Specifically, the trial evidence proved a non-U.S. citizen and minor child from Jamaica received a passport without the proper two-parent consent. Further, Jamaican criminals were issued valid and full passports under true U.S. citizen names when they were not entitled to them. 

Temi Russell, an Internal Revenue Service tax examiner and co-conspirator who worked in the same building as Churchwell, also testified. She described how she would pick up the fraudulent passports from the will-call desk and deliver them to co-conspirators, knowing the true identities and immigration status of the co-conspirators.

Eventually, the fraud was uncovered when one employee came forward and confronted Churchwell.

At trial, Churchwell’s defense contended was he was guilty only for being a nice guy and did not commit any crimes.
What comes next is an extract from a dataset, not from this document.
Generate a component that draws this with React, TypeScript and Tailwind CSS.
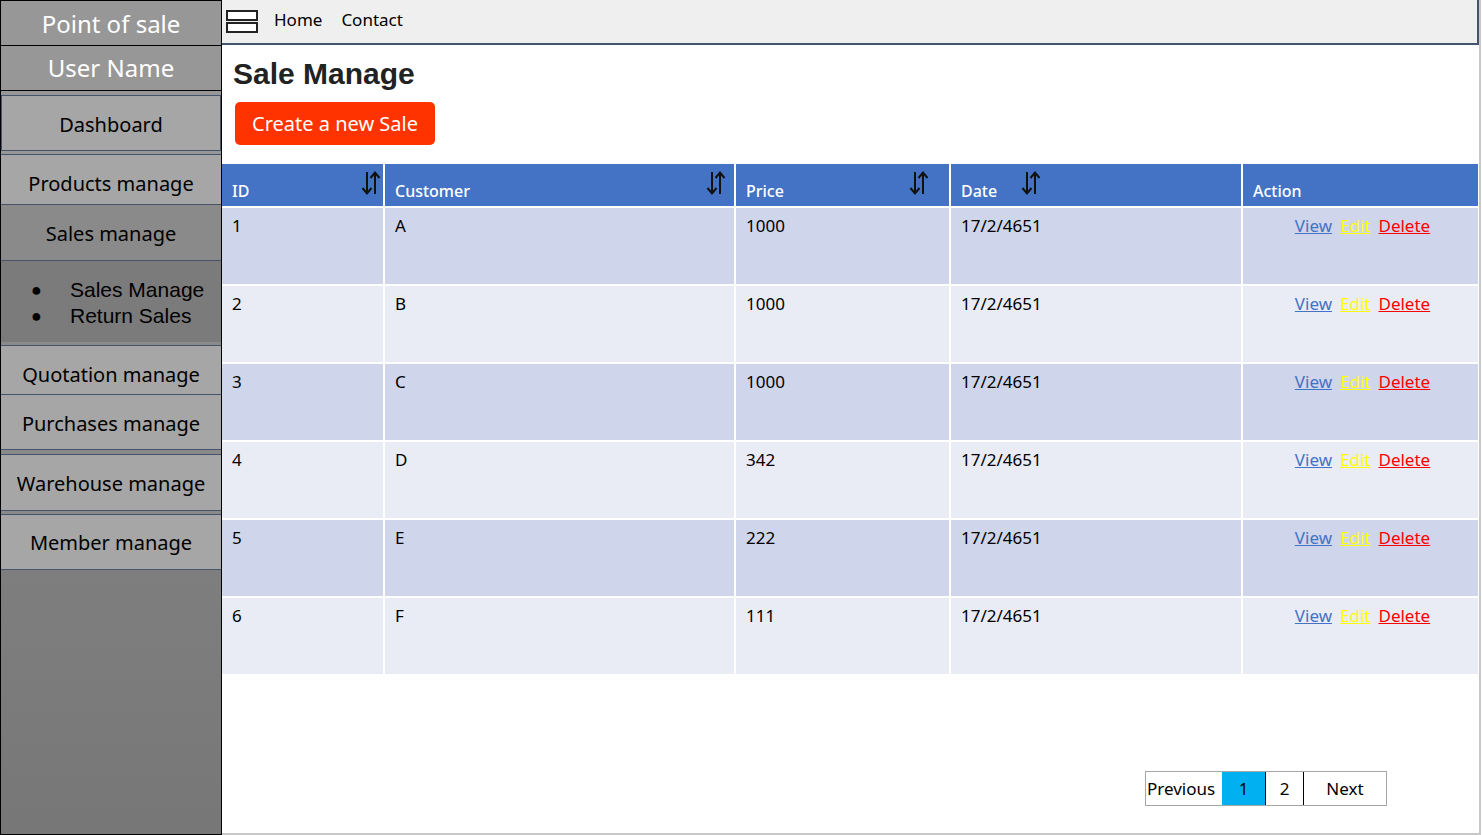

He further suggested he did not know that the applicants were fraudulent. 

The jury ultimately did not believe all of his story and found him guilty on two counts of making false statements in the application and use of a passport.

Churchwell, who had worked for the Department of State for several years, was placed on indefinite suspension after his arrest in September 2012.

Judge Hittner remanded Churchwell to custody following the return of the verdicts where he will remain pending transfer to a to a U.S. Bureau of Prisons facility to be determined in the near future.

The case was investigated by the Diplomatic Security Services with the Department of State and the Department of Treasury’s Inspector General for Tax Administration. Assistant U.S. Attorneys Suzanne Elmilady and Robert Stabe are prosecuting the case.